The Campaign Spot

Is This Week the End of Prime Minister Netanyahu?

From the first Morning Jolt of the week:

Is This Week the End of Prime Minister Netanyahu?

We’ll know soon whether this is the Washington Post reading too much into standard campaign rhetoric, or an accurate sense of a big shakeup coming this week.

Prime Minister Benjamin Netanyahu warned supporters at a rally here Sunday that he and his Likud party may not win Tuesday’s election, a potentially dramatic fall for a consummate political survivor whose nine years in office transformed him into the public face of contemporary Israel.

A loss by Netanyahu — or a razor-thin win and the prospect that he would be forced to enter into an unwieldy “government of national unity” with his rivals — would mark a sobering reversal for Israel’s security hawks, in a country where the electorate has been moving steadily rightward for the past 15 years.

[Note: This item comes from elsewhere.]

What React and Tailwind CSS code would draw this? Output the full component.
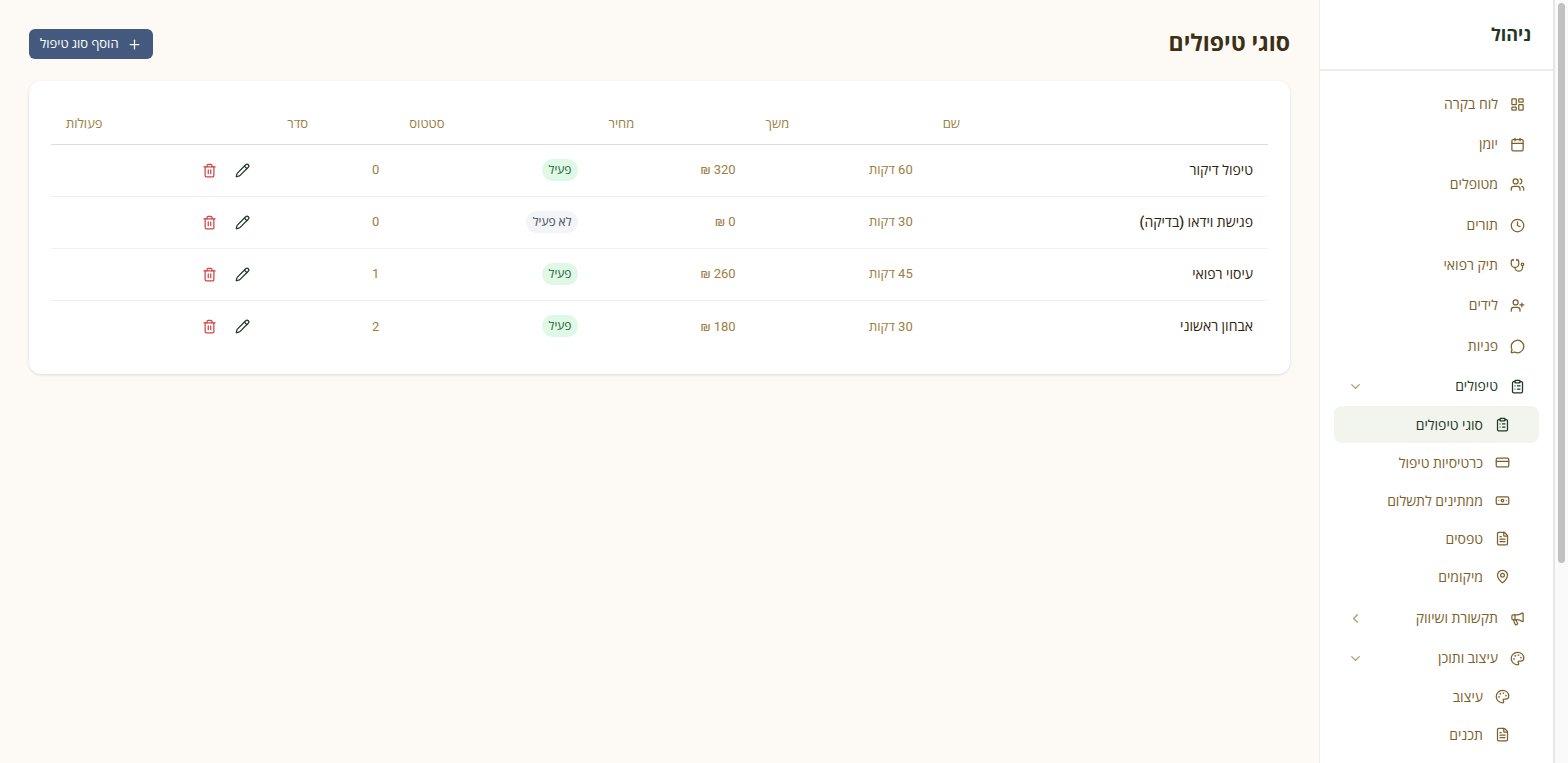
import { useState } from "react"
import {
    Banknote, Calendar, ChevronDown, ChevronLeft, ClipboardList, Clock, CreditCard, FileText,
    LayoutDashboard, MapPin, Megaphone, MessageCircle, Palette, Pencil, Plus, Stethoscope,
    Trash2, UserPlus, Users
} from "lucide-react"

const navGroups = [
    [
        { label: "לוח בקרה", icon: LayoutDashboard },
        { label: "יומן", icon: Calendar },
        { label: "מטופלים", icon: Users },
    ],
    [
        { label: "תורים", icon: Clock },
        { label: "תיק רפואי", icon: Stethoscope },
        { label: "לידים", icon: UserPlus },
    ],
    [
        { label: "פניות", icon: MessageCircle },
        {
            label: "טיפולים", icon: ClipboardList, active: true, items: [
                { label: "סוגי טיפולים", icon: ClipboardList, active: true },
                { label: "כרטיסיות טיפול", icon: CreditCard },
                { label: "ממתינים לתשלום", icon: Banknote },
                { label: "טפסים", icon: FileText },
                { label: "מיקומים", icon: MapPin },
            ]
        },
    ],
    [
        { label: "תקשורת ושיווק", icon: Megaphone, items: [] },
        {
            label: "עיצוב ותוכן", icon: Palette, items: [
                { label: "עיצוב", icon: Palette },
                { label: "תכנים", icon: FileText },
            ]
        },
    ],
]

const treatments = [
    { name: "טיפול דיקור", minutes: 60, price: 320, active: true, order: 0 },
    { name: "פגישת וידאו (בדיקה)", minutes: 30, price: 0, active: false, order: 0 },
    { name: "עיסוי רפואי", minutes: 45, price: 260, active: true, order: 1 },
    { name: "אבחון ראשוני", minutes: 30, price: 180, active: true, order: 2 },
]

const columns = [
    { label: "שם", width: "w-[340px]" },
    { label: "משך", width: "w-[177px]" },
    { label: "מחיר", width: "w-[157px]" },
    { label: "סטטוס", width: "w-[199px]" },
    { label: "סדר", width: "w-[122px]" },
    { label: "פעולות", width: "w-[221px]" },
]

const NavGroup = ({ item }) => {
    const [open, setOpen] = useState(item.items.length > 0)
    const Icon = item.icon
    const Chevron = open ? ChevronDown : ChevronLeft

    return (
        <li>
            <button
                onClick={() => setOpen(!open)}
                aria-expanded={open}
                className={`flex h-9 w-full items-center gap-3 rounded-lg px-[14px] ${item.active ? "text-[#1e3824]" : "text-[#7d5f2c]"}`}>
                <Icon size={15} />
                <span>{item.label}</span>
                <Chevron size={15} className="ms-auto text-[#b09a6c]" />
            </button>
            {open && item.items.length > 0 &&
                <ul className="mt-[2px] flex flex-col gap-px">
                    {item.items.map((sub) => <NavLink key={sub.label} item={sub} nested />)}
                </ul>
            }
        </li>
    )
}

const NavLink = ({ item, nested }) => {
    const Icon = item.icon
    return (
        <li>
            <a
                href="#"
                className={`flex items-center gap-3 rounded-lg ${nested ? "h-[37px] pe-[14px] ps-[29px]" : "h-9 px-[14px]"} ${item.active ? "bg-[#f1f5ee] text-[#1e3824]" : "text-[#7d5f2c]"}`}>
                <Icon size={15} />
                <span>{item.label}</span>
            </a>
        </li>
    )
}

const Sidebar = () => (
    <aside className="flex w-[234px] shrink-0 flex-col border-e border-[#efede8] bg-white">
        <div className="flex h-[71px] shrink-0 items-center border-b-2 border-[#ececea] px-[22px]">
            <h2 className="text-lg font-bold text-[#1e3824]">ניהול</h2>
        </div>
        <nav className="flex flex-col gap-[5px] px-[14px] py-[15px] text-sm">
            {navGroups.map((group, index) =>
                <ul key={index} className="flex flex-col gap-1">
                    {group.map((item) => item.items
                        ? <NavGroup key={item.label} item={item} />
                        : <NavLink key={item.label} item={item} />
                    )}
                </ul>
            )}
        </nav>
    </aside>
)

const StatusBadge = ({ active }) => (
    <span className={`inline-block rounded-full px-[7px] py-[3px] text-xs leading-4 ${active ? "bg-[#e0f9e7] text-[#246038]" : "bg-[#f3f4f7] text-[#434b58]"}`}>
        {active ? "פעיל" : "לא פעיל"}
    </span>
)

export default function App() {
    return (
        <div dir="rtl" className="flex h-screen overflow-hidden bg-[#fdfaf5] font-['Roboto','Open_Sans','Liberation_Sans',sans-serif]">
            <div className="w-[15px] shrink-0 border-e-2 border-[#e6e6e6] bg-[#fafafa] px-[3px] py-[3px]">
                <div className="h-[74%] w-[7px] rounded-full bg-[#c1c1c1]"></div>
            </div>
            <Sidebar />
            <main className="min-w-0 flex-1 p-[29px]">
                <header className="mb-[22px] flex h-[30px] items-center justify-between">
                    <h1 className="text-[23px] font-bold text-[#3d2f14]">סוגי טיפולים</h1>
                    <button className="flex h-[30px] items-center gap-2 rounded-md bg-[#435a7e] px-[11px] text-[13px] font-medium text-white">
                        <Plus size={15} />
                        הוסף סוג טיפול
                    </button>
                </header>

                <section className="rounded-xl bg-white p-[22px] shadow-[0_1px_3px_rgba(0,0,0,0.12)]">
                    <table className="w-full table-fixed text-[13px]">
                        <thead>
                            <tr className="h-[41px] border-b border-[#dcdcdc]">
                                {columns.map((col) =>
                                    <th key={col.label} className={`px-[15px] text-left font-medium text-[#9c7e43] ${col.width}`}>{col.label}</th>
                                )}
                            </tr>
                        </thead>
                        <tbody>
                            {treatments.map((row) =>
                                <tr key={row.name} className="h-[52px] border-b border-[#f0f0f0] text-[#9c7e43] last:border-0">
                                    <td className="px-[15px] text-sm font-medium text-[#2f240f]">{row.name}</td>
                                    <td className="px-[15px]">{row.minutes} דקות</td>
                                    <td className="px-[15px]">{row.price} ₪</td>
                                    <td className="px-[15px]"><StatusBadge active={row.active} /></td>
                                    <td className="px-[15px]">{row.order}</td>
                                    <td className="px-[14px]">
                                        <div className="flex items-center gap-0.5">
                                            <button aria-label="עריכה" className="p-2 text-[#1e3824]"><Pencil size={15} /></button>
                                            <button aria-label="מחיקה" className="p-2 text-[#cf4545]"><Trash2 size={15} /></button>
                                        </div>
                                    </td>
                                </tr>
                            )}
                        </tbody>
                    </table>
                </section>
            </main>
        </div>
    )
}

A detail in that poll they’re citing: “A majority of Israelis answer they want Netanyahu for Prime Minister, but they have issues with the Likud.” It’s easy to see foreign election results through our domestic political lens, but other countries’ voters make their decisions by their own criteria. A lot of news that’s big over there never makes a ripple over here. For example, the Netanyahus are getting flak for spending taxpayer money on cleaning services, take-out food, and so on.

Remember how the Obama administration’s big objection to the Bibi Netanyahu speech was that it represented an inappropriate sense of the American government taking sides in Israeli politics?

(Note we’re talking the American government, not Americans. Sure, Obama’s aides, like Jeremy Bird, are working on campaigns to replace Netanyahu. Haters gonna hate, and political consultants gonna consult. It’s a free country – two, really – and if Bird wants to work for opposition groups, he’s free to do so. Of course, if I were a foreign intelligence service interested in either the United States or Israel, political consultants would make an exceptionally tempting target, because they’re close to the leaders of the country and yet usually don’t have security clearance or familiarity with counter-surveillance techniques.)

But doesn’t Obama’s visible, visceral contempt for Netanyahu make it pretty obvious that our government is already taking sides in Israeli politics? The administration goes to Jeffrey Goldberg and calls Netanyahu “chicken****, recalcitrant, myopic, reactionary, obtuse, blustering, pompous, and ‘Aspergery.’”

(Yes, “Aspergery.” No one in this administration gets to accuse anyone else of insensitivity to others, ever.)

In light of all that . . . a speech to Congress is going to suggest that the American government is taking sides in the Israeli elections? Really? That horse left the barn somewhere in Obama’s first term.

Our Quin Hillyer points out that it’s not like a new prime minister is going to dramatically change the way Obama sees Israel:

Americans should be embarrassed, even mortified, that Obama has tried so hard to undermine both Netanyahu and the entire case for Israel’s legitimate, existential interests. We should recognize that Israel — entrepreneurial, humane, and free — is a bellwether for civilization itself, and we should not let our own House and Senate members, Republican or Democrat, forget it. Because of Obama, the Israeli election has been roiled by questions about how the Obama–Netanyahu quarrels will affect Israel’s security. But Obama’s real quarrel is not with Netanyahu personally, no matter how much Obama pretends it is, but with Israel itself. He dislikes Netanyahu only because Netanyahu stands so strongly for Israel.

Hey, look, the choice is up to the Israelis. But we all know how those who detest Israel will greet a Netanyahu defeat. In their eyes, a Netanyahu loss is a win for them – not Israeli’s future.